Third, DTC ROI's are good, but not great. DTC generally does not create blockbusters. DTC returns are usually acceptable, about 2 to 1, but that means an average budget of about $50 million gets you $100 million in sales. That is only 10% of a blockbuster sales level.
I am afraid that every year DTC marketers will face the threat of being considered obsolete. The fact is, however, that almost all major brands have continued their DTC and cuts have been modest. That being said, DTC managers do not usually need to take out a 30 year mortgage. It is unlikely there will be too many DTC managers working for the same company for a career. The good news is that when one company cuts, others start using DTC. I have seen no evidence that DTC is undergoing a major reassessment industry wide. Individual companies may decide to lower their DTC investment, but most will accept the nice 2 to 1 returns.

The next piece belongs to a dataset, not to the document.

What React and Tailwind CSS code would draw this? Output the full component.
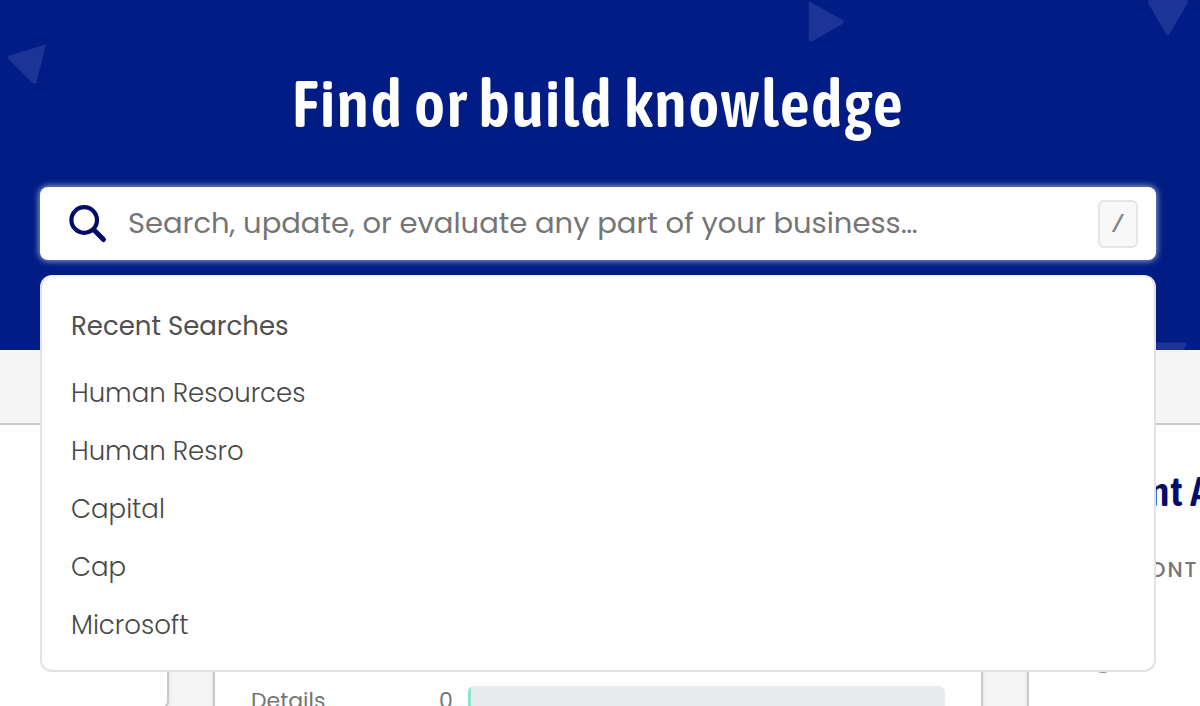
import React from "react";

const recentSearches = ["Human Resources", "Human Resro", "Capital", "Cap", "Microsoft"];

function Backdrop() {
  return (
    <div aria-hidden="true" className="pointer-events-none absolute inset-0 overflow-hidden">
      <svg className="absolute left-2 top-11 h-10 w-10" viewBox="0 0 40 40">
        <path d="M1 12.5 37 1.5 27.5 38.5 25 38.5 1 14.5Z" fill="#1c3497" stroke="#1c3497" strokeWidth="1.5" strokeLinejoin="round" />
      </svg>
      <svg className="absolute right-[356px] top-0 h-11 w-9" viewBox="0 0 36 44">
        <path d="M1.5 2.5 35 21 34.5 23 3 41 1.5 40Z" fill="#1c3497" stroke="#1c3497" strokeWidth="1.5" strokeLinejoin="round" />
      </svg>
      <svg className="absolute right-3 top-0 h-9 w-10" viewBox="0 0 40 36">
        <path d="M1 0H39V2.5L20.5 34H19L1 3Z" fill="#1c3497" stroke="#1c3497" strokeWidth="1.5" strokeLinejoin="round" />
      </svg>
      <svg className="absolute bottom-0 right-3 h-2 w-10" viewBox="0 0 40 8">
        <path d="M1 1H37.5L38.5 2.5 35 8H4L1 3Z" fill="#1c3497" stroke="#1c3497" strokeLinejoin="round" />
      </svg>
    </div>
  );
}

function SearchPanel() {
  return (
    <div className="relative z-10">
      <form
        role="search"
        onSubmit={(e) => e.preventDefault()}
        className="flex h-[73px] items-center rounded-lg bg-white pl-7 pr-[18px] shadow-[0_0_6px_1px_rgba(255,255,255,0.6)]"
      >
        <svg className="size-10 shrink-0 text-[#020d6b]" viewBox="0 0 40 40" fill="none" stroke="currentColor" aria-hidden="true">
          <circle cx="16.2" cy="16" r="12.8" strokeWidth="4.2" />
          <path d="m25.5 25.5 10 10" strokeWidth="5" strokeLinecap="round" />
        </svg>
        <input
          type="text"
          aria-label="Search"
          placeholder="Search, update, or evaluate any part of your business…"
          className="ml-5 min-w-0 flex-1 bg-transparent text-[29px] text-[#757575] outline-none placeholder:text-[#757575]"
        />
        <kbd className="flex h-12 w-10 items-center justify-center rounded-md border-2 border-[#e5e5e5] bg-[#f8f8f8] pt-1 font-['Liberation_Mono',monospace] text-2xl font-bold text-[#858585]">/</kbd>
      </form>
      <section className="absolute inset-x-0 top-full mt-[15px] rounded-xl border-2 border-[#e2e2e2] border-t-[#eef0fa] bg-white px-[29px] pb-4 pt-3">
        <h2 className="flex h-[75px] items-center text-[26px] font-normal text-[#505050]">Recent Searches</h2>
        <ul>
          {recentSearches.map((term) => (
            <li key={term}>
              <button type="button" className="flex h-[58px] w-full items-center text-left text-[26px] font-light text-[#484848]">
                {term}
              </button>
            </li>
          ))}
        </ul>
      </section>
    </div>
  );
}

export default function App() {
  return (
    <div className="flex h-screen flex-col overflow-hidden bg-[#f5f5f5] font-[Poppins,Inter,sans-serif]">
      <header className="relative h-[350px] shrink-0 bg-[#011d85] pl-10 pr-11 pt-[63px]">
        <Backdrop />
        <h1 className="relative mb-11 whitespace-nowrap text-center font-['Asap_Condensed','Open_Sans_Condensed','Roboto_Condensed',sans-serif] text-[66px] font-semibold leading-[80px] tracking-wide text-white">
          Find or build knowledge
        </h1>
        <SearchPanel />
      </header>

      <main className="mt-[73px] flex shrink-0 items-start gap-[44px]">
        <section className="h-[286px] w-[169px] shrink-0 rounded-br-lg border-2 border-l-0 border-[#c9c9c9] bg-white shadow-md" />

        <section className="h-[340px] min-w-0 flex-1 border-2 border-[#c9c9c9] bg-white px-9 pt-[261px] shadow-md">
          <div className="flex h-7 items-center text-[22px] text-[#757575]">
            <span className="w-[188px]">Details</span>
            <span className="w-[29px]">0</span>
            <div className="h-full flex-1 overflow-hidden rounded-md bg-[#e8eaed]">
              <div className="h-full w-[3px] bg-[#8be5cb]" />
            </div>
          </div>
        </section>

        <section className="relative h-[340px] w-[173px] shrink-0 overflow-hidden border-2 border-r-0 border-[#c9c9c9] bg-white pl-[120px] shadow-md">
          <h2 className="mt-[46px] whitespace-nowrap font-['Asap_Condensed','Open_Sans_Condensed','Roboto_Condensed',sans-serif] text-[42px] font-semibold leading-10 tracking-wide text-[#020d6b]">nt A</h2>
          <p className="mt-[45px] text-[21px] font-medium leading-7 tracking-[2px] text-[#757575]">ONT</p>
          <span aria-hidden="true" className="absolute left-[61px] top-[222px] size-[26px] rounded-full bg-[#8a8a8a]" />
        </section>
      </main>
    </div>
  );
}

I suspect that DTC managers feel like fishes out of water explaining DTC to their management. Clearly the typical senior executive is not consumer or technology savvy. Their ears will perk up discussing an R&D project, but DTC discussion causes them to get that uncomfortable feeling. There is no easy fix for this since few CEO's will have been raised in a consumer products environment. The best way to present DTC plans is to have clear, quantitative measurement criteria that management understands and buys into. It is also important to present DTC for what it is; the best use of incremental spending versus other promotional alternatives.
I am still very bullish on the future of DTC as a promotional tool and as a career. There will be ever increasing consumer co-pays for newer drugs. Therefore, drug companies are going to need to directly convince the end users that expensive new Brand X is worth more than cheaper old Brand Y. There will also be more lifestyle drugs that have no reimbursement, requiring innovative consumer marketing. American consumers are information junkies and that also bodes well for those companies that can reach them in terms that are consumer friendly. Will DTC always be on the bubble? Yes, that is likely as long as former R&D managers, lawyers and detail reps run drug companies.